2. The foundations of economic freedom in Venezuela continue to deteriorate, severely hampered by structural and institutional problems. With the judicial system increasingly vulnerable to political interference, corruption is prevalent, and the rule of law is weak across the country.
3. The state’s presence in economic activity has increased through nationalization of industry. Heavily dependent on the oil sector, which accounts for 95 percent of exports, the economy suffers from a lack of dynamism. Inefficient and non-transparent regulatory and judicial frameworks obstruct prospects for long-term development. The lack of access to financing precludes entrepreneurial growth, and the investment regime lacks transparency and remains under tight state control.
4. Venezuela has Latin America’s highest inflation rate (currently nearly 30 percent); chronic electricity, food, and housing shortages; and skyrocketing crime rates.
5. The government expropriates land and other private holdings across the economy arbitrarily and without compensation. Corruption, exacerbated by cronyism and nepotism, is rampant at all level of government.
6. Regulatory encroachment on private businesses continues to increase, with heavy government control and intervention discouraging entrepreneurship. There is little transparency in decision-making, and most contracts are awarded without competition.

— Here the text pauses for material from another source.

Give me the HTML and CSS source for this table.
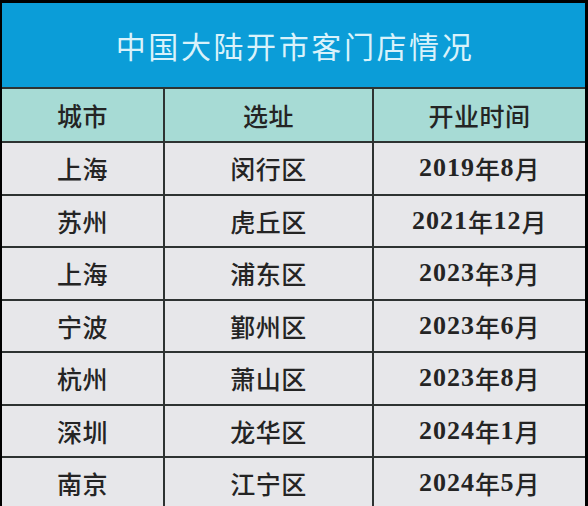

MP: AEI’s Roger Noriega described Chavez’s legacy as “deep political polarization, authoritarian manipulation, hateful rhetoric, disastrous economic policies, and the devastation of Venezuela’s petroleum industry.” That destructive legacy is reflected empirically in the dramatic decline in Venezuela’s economic freedom score under the Chavez regime, which has brought his country the distinction of now being one of the most economically repressed countries in the world.
The Cato Institute’s Juan Carlos Hidalgo summed up the grim Chavez legacy this way: “In the final analysis, history will remember Hugo Chavez as an authoritarian caudillo (dicator) whose policies set back Venezuela’s development and institutions by decades. The faster Venezuela and Latin America turn the page, the better.”